In Languages Other Than English, Do (Song)Birds "Sing"?

And if so, are songbirds called “birds of song” or whatever?

https://www.classements.net/plus-beaux-oiseaux-chanteurs/

Yes, in many Indian languages. For example in Hindi :

  1. Very common to refer to Koyal (the Asian Koel / Indian Cuckoo) singing to find its mate Asian koel - Wikipedia

  2. The peacock sings to welcome the monsoon

…… and many other songbirds

[Moderating]
This is a US-based board, and most of our members speak only English. In particular, if the OP were familiar with any languages other than English, he wouldn’t have needed to ask the question. Please provide a translation for anything posted in other languages.

I’d be hard pressed to consider the sounds peacocks make as “song”.

They also occur naturally in scrub desert. Do they even get to experience monsoons?

The OP did not ask what you consider as “song”.

Of course. I think it is not so quick to translate poetry off the cuff; it is “A bird sings” by Guillaume Apollinaire which begins something like

“A bird is singing, I know not where / I believe it is your soul keeping watch / Amidst the twopenny soldiers / And the bird charms my ear”

followed by a (computer-generated?) link with pictures of the “world’s 10 most beautiful songbirds”

The German translation for “songbird” is the exact equivalent, “Singvogel”.

ETA: I think since birds all over the world sing, and people all over the world have music, almost all cultures equate birds’ and peoples’ songs.

Los pajaros cantan en Español tambien (Birds sing in Spanish too)

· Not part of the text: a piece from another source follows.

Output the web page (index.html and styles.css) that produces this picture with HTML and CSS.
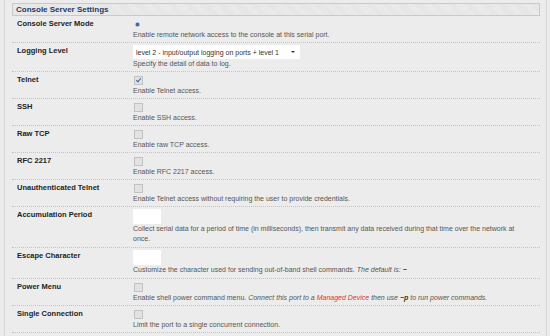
FILE: index.html
```html
<!DOCTYPE html>
<html>
<head>
    <title>Serial Port Settings</title>
    <link rel="stylesheet" href="styles.css">
</head>
<body>
    <div class="page">
        <div class="section-title">Console Server Settings</div>

        <div class="row">
            <div class="label">Console Server Mode</div>
            <div class="field">
                <div class="control"><span class="radio"></span></div>
                <div class="desc">Enable remote network access to the console at this serial port.</div>
            </div>
        </div>

        <div class="row">
            <div class="label">Logging Level</div>
            <div class="field">
                <div class="control boxed"><span class="select">level 2 - input/output logging on ports + level 1<span class="arrow"></span></span></div>
                <div class="desc">Specify the detail of data to log.</div>
            </div>
        </div>

        <div class="row">
            <div class="label">Telnet</div>
            <div class="field">
                <div class="control"><span class="check checked"></span></div>
                <div class="desc">Enable Telnet access.</div>
            </div>
        </div>

        <div class="row">
            <div class="label">SSH</div>
            <div class="field">
                <div class="control"><span class="check"></span></div>
                <div class="desc">Enable SSH access.</div>
            </div>
        </div>

        <div class="row">
            <div class="label">Raw TCP</div>
            <div class="field">
                <div class="control"><span class="check"></span></div>
                <div class="desc">Enable raw TCP access.</div>
            </div>
        </div>

        <div class="row">
            <div class="label">RFC 2217</div>
            <div class="field">
                <div class="control"><span class="check"></span></div>
                <div class="desc">Enable RFC 2217 access.</div>
            </div>
        </div>

        <div class="row">
            <div class="label">Unauthenticated Telnet</div>
            <div class="field">
                <div class="control"><span class="check"></span></div>
                <div class="desc">Enable Telnet access without requiring the user to provide credentials.</div>
            </div>
        </div>

        <div class="row input-row">
            <div class="label">Accumulation Period</div>
            <div class="field">
                <div class="control boxed"><span class="text-input"></span></div>
                <div class="desc wrap">Collect serial data for a period of time (in milliseconds), then transmit any data received during that time over the network at once.</div>
            </div>
        </div>

        <div class="row input-row">
            <div class="label">Escape Character</div>
            <div class="field">
                <div class="control boxed"><span class="text-input"></span></div>
                <div class="desc">Customize the character used for sending out-of-band shell commands. <i>The default is: <b>~</b></i></div>
            </div>
        </div>

        <div class="row">
            <div class="label">Power Menu</div>
            <div class="field">
                <div class="control"><span class="check"></span></div>
                <div class="desc">Enable shell power command menu. <i>Connect this port to a <span class="red">Managed Device</span> then use <b>~p</b> to run power commands.</i></div>
            </div>
        </div>

        <div class="row">
            <div class="label">Single Connection</div>
            <div class="field">
                <div class="control"><span class="check"></span></div>
                <div class="desc">Limit the port to a single concurrent connection.</div>
            </div>
        </div>
    </div>
</body>
</html>
```

FILE: styles.css
```css
body {
    margin: 0;
    background-color: #ececec;
    font-family: "Liberation Sans", Arial, sans-serif;
    color: #333;
}
.page {
    margin: 0 3px 0 4px;
    padding: 3px 6px 0 7px;
    border-left: 1px solid #d6d6d6;
    border-right: 1px solid #d6d6d6;
    min-height: 336px;
    box-sizing: border-box;
}
.section-title {
    height: 11px;
    line-height: 11px;
    padding-left: 3px;
    border: 1px solid #c9c9c9;
    background: repeating-linear-gradient(45deg, #e4e4e4 0 1px, #ececec 1px 2px);
    color: #1c3a68;
    font-size: 8px;
    font-weight: bold;
}
.row {
    display: flex;
    padding: 2px 0 2px 5px;
    border-bottom: 1px dotted #c4c4c4;
}
.row.input-row {
    padding-bottom: 3px;
}
.label {
    width: 116px;
    flex-shrink: 0;
    padding-top: 1px;
    font-size: 7.5px;
    font-weight: bold;
    color: #222;
    line-height: 10px;
}
.field {
    flex: 1;
    min-width: 0;
}
.control {
    height: 12px;
    display: flex;
    align-items: center;
}
.control.boxed {
    height: auto;
}
.desc {
    font-size: 7px;
    line-height: 10px;
    color: #555;
}
.desc.wrap {
    padding-right: 20px;
}
.desc b {
    color: #333;
}
.red {
    color: #e0312f;
}
.radio {
    width: 5px;
    height: 5px;
    margin-left: 2px;
    border-radius: 50%;
    background: radial-gradient(circle, #3d6fa8 0 40%, #b8c4d2 60%);
}
.check {
    width: 7px;
    height: 7px;
    margin-left: 1px;
    border: 1px solid #c2c2c2;
    background: #e2e2e2;
    position: relative;
}
.check.checked::after {
    content: "";
    position: absolute;
    left: 2px;
    top: 0;
    width: 2px;
    height: 4px;
    border-right: 1px solid #3a64b0;
    border-bottom: 1px solid #3a64b0;
    transform: rotate(40deg);
}
.select {
    display: flex;
    align-items: center;
    width: 164px;
    height: 14px;
    padding-left: 3px;
    background: #fff;
    font-size: 7px;
    color: #333;
    position: relative;
}
.arrow {
    position: absolute;
    right: 5px;
    top: 6px;
    border-left: 2px solid transparent;
    border-right: 2px solid transparent;
    border-top: 2px solid #333;
}
.text-input {
    display: block;
    width: 28px;
    height: 15px;
    background: #fff;
}
```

Pero también trinan. (But they also make tshrrrriiiip tshrrriiiip) y gorjean (like canary birds). Ravens and ducks graznan: they make kraaah! kraaah!. Yes, it’s the same word for both. Other birds estridulan (stridulate), a word that is also used for insects.
Song birds in Spanish are called pájaros cantores, which is another way to say singing birds, i.e. songbirds.
In general biologists say that birds vocalize (vocalizan). There are other words for the sounds birds make, like chicken cacarean, parrots talk! (hablan) and more I can’t think of right now of the top of my hat. Maybe I’ll come later when I remember them.

You could say the same about most birds, but their sounds are still called ‘song’ in English.

In Hebrew, songbird is “tzippor (bird) shir (song)”

(While “shir” can mean either “song” or “poem”, in context it means the former, as not many birds can quote T.S. Eliot.)

Norwegian also has songbirds and bird song.

In Afrikaans, birdsong is voëlgesang, exactly the same. And a songbird is a sangvoël, exactly the same.

With some rather prominent exceptions. I don’t think I’ve ever heard anyone say that chickens or turkeys “sing.”

(Yes I know you said “most,” and that the thread is about song birds specifically. Just making it explicit.)

There are many bird vocalizations (including from songbirds) that are not songs, either colloquially or technically.

The Danish surname Fuglsang means birdsong.

That’s funny, I just read the news that Jakob Fuglsang had to leave the Tour de France because of a broken rib.

Yes, but I honestly don’t know how long that phrase has been used, i.e., whether it is a native Hebrew word or just a translation from English or some other modern language.

What I do know is that the verb for how birds vocalize is “tziftzuf” (or “tziphtzuph”), and has been such for millennia. This is (to me) an untranslatable case of onomatopoeia. It is usually translated as “twitter” or “chirp”, and I leave it to the reader to opine on whether “sing” might also be an acceptable translation.

Is there a TzF root that could help disambiguate this?